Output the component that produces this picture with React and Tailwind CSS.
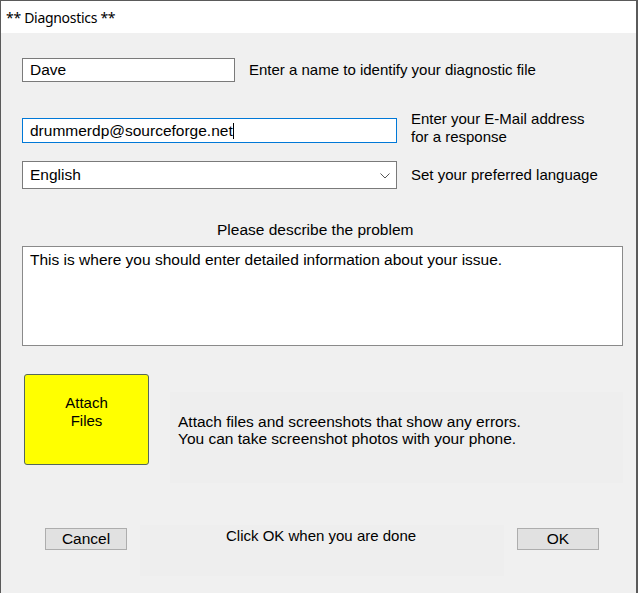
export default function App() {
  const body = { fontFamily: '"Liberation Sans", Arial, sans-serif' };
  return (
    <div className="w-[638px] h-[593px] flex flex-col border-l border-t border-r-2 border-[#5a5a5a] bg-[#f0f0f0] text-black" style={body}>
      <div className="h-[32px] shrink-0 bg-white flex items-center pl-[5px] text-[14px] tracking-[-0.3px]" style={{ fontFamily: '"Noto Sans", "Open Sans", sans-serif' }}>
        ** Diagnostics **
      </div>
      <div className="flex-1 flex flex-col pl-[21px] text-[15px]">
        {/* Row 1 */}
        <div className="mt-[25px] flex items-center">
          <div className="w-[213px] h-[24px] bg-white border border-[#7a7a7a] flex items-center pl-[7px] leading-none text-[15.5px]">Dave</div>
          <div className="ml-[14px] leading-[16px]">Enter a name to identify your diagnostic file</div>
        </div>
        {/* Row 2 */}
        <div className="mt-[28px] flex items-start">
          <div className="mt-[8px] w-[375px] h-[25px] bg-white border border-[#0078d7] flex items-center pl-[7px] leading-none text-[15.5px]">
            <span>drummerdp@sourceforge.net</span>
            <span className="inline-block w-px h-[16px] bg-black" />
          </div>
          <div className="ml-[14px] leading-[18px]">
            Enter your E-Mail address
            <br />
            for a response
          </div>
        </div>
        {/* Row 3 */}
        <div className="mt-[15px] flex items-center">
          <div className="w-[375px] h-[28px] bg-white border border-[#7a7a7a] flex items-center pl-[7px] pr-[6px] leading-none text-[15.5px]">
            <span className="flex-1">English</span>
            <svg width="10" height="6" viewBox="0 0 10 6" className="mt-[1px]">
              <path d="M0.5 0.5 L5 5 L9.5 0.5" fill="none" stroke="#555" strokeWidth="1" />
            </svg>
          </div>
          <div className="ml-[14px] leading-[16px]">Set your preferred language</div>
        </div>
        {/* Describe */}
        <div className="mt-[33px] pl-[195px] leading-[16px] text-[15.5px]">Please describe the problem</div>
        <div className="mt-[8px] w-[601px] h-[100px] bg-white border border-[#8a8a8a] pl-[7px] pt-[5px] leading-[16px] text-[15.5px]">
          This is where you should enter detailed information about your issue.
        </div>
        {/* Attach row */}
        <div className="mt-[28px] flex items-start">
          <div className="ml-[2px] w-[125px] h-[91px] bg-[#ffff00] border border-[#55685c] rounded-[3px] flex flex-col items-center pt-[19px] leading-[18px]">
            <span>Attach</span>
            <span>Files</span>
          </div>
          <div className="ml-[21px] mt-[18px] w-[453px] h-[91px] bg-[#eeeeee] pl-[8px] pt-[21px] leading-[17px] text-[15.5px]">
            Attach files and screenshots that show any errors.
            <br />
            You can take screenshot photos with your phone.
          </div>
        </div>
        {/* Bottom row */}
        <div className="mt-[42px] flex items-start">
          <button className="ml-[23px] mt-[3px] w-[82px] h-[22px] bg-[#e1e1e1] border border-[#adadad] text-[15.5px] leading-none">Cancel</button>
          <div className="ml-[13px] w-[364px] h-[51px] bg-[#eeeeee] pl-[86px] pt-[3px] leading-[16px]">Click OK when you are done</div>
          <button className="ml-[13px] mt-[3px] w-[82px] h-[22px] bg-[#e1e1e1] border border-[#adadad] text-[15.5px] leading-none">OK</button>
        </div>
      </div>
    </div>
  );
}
· · · · ·
### Directive
The data above needs to be retyped exactly, with the images left out.

### Exercise solution
Output the component that produces this picture with React and Tailwind CSS.
export default function App() {
  const body = { fontFamily: '"Liberation Sans", Arial, sans-serif' };
  return (
    <div className="w-[638px] h-[593px] flex flex-col border-l border-t border-r-2 border-[#5a5a5a] bg-[#f0f0f0] text-black" style={body}>
      <div className="h-[32px] shrink-0 bg-white flex items-center pl-[5px] text-[14px] tracking-[-0.3px]" style={{ fontFamily: '"Noto Sans", "Open Sans", sans-serif' }}>
        ** Diagnostics **
      </div>
      <div className="flex-1 flex flex-col pl-[21px] text-[15px]">
        {/* Row 1 */}
        <div className="mt-[25px] flex items-center">
          <div className="w-[213px] h-[24px] bg-white border border-[#7a7a7a] flex items-center pl-[7px] leading-none text-[15.5px]">Dave</div>
          <div className="ml-[14px] leading-[16px]">Enter a name to identify your diagnostic file</div>
        </div>
        {/* Row 2 */}
        <div className="mt-[28px] flex items-start">
          <div className="mt-[8px] w-[375px] h-[25px] bg-white border border-[#0078d7] flex items-center pl-[7px] leading-none text-[15.5px]">
            <span>drummerdp@sourceforge.net</span>
            <span className="inline-block w-px h-[16px] bg-black" />
          </div>
          <div className="ml-[14px] leading-[18px]">
            Enter your E-Mail address
            <br />
            for a response
          </div>
        </div>
        {/* Row 3 */}
        <div className="mt-[15px] flex items-center">
          <div className="w-[375px] h-[28px] bg-white border border-[#7a7a7a] flex items-center pl-[7px] pr-[6px] leading-none text-[15.5px]">
            <span className="flex-1">English</span>
            <svg width="10" height="6" viewBox="0 0 10 6" className="mt-[1px]">
              <path d="M0.5 0.5 L5 5 L9.5 0.5" fill="none" stroke="#555" strokeWidth="1" />
            </svg>
          </div>
          <div className="ml-[14px] leading-[16px]">Set your preferred language</div>
        </div>
        {/* Describe */}
        <div className="mt-[33px] pl-[195px] leading-[16px] text-[15.5px]">Please describe the problem</div>
        <div className="mt-[8px] w-[601px] h-[100px] bg-white border border-[#8a8a8a] pl-[7px] pt-[5px] leading-[16px] text-[15.5px]">
          This is where you should enter detailed information about your issue.
        </div>
        {/* Attach row */}
        <div className="mt-[28px] flex items-start">
          <div className="ml-[2px] w-[125px] h-[91px] bg-[#ffff00] border border-[#55685c] rounded-[3px] flex flex-col items-center pt-[19px] leading-[18px]">
            <span>Attach</span>
            <span>Files</span>
          </div>
          <div className="ml-[21px] mt-[18px] w-[453px] h-[91px] bg-[#eeeeee] pl-[8px] pt-[21px] leading-[17px] text-[15.5px]">
            Attach files and screenshots that show any errors.
            <br />
            You can take screenshot photos with your phone.
          </div>
        </div>
        {/* Bottom row */}
        <div className="mt-[42px] flex items-start">
          <button className="ml-[23px] mt-[3px] w-[82px] h-[22px] bg-[#e1e1e1] border border-[#adadad] text-[15.5px] leading-none">Cancel</button>
          <div className="ml-[13px] w-[364px] h-[51px] bg-[#eeeeee] pl-[86px] pt-[3px] leading-[16px]">Click OK when you are done</div>
          <button className="ml-[13px] mt-[3px] w-[82px] h-[22px] bg-[#e1e1e1] border border-[#adadad] text-[15.5px] leading-none">OK</button>
        </div>
      </div>
    </div>
  );
}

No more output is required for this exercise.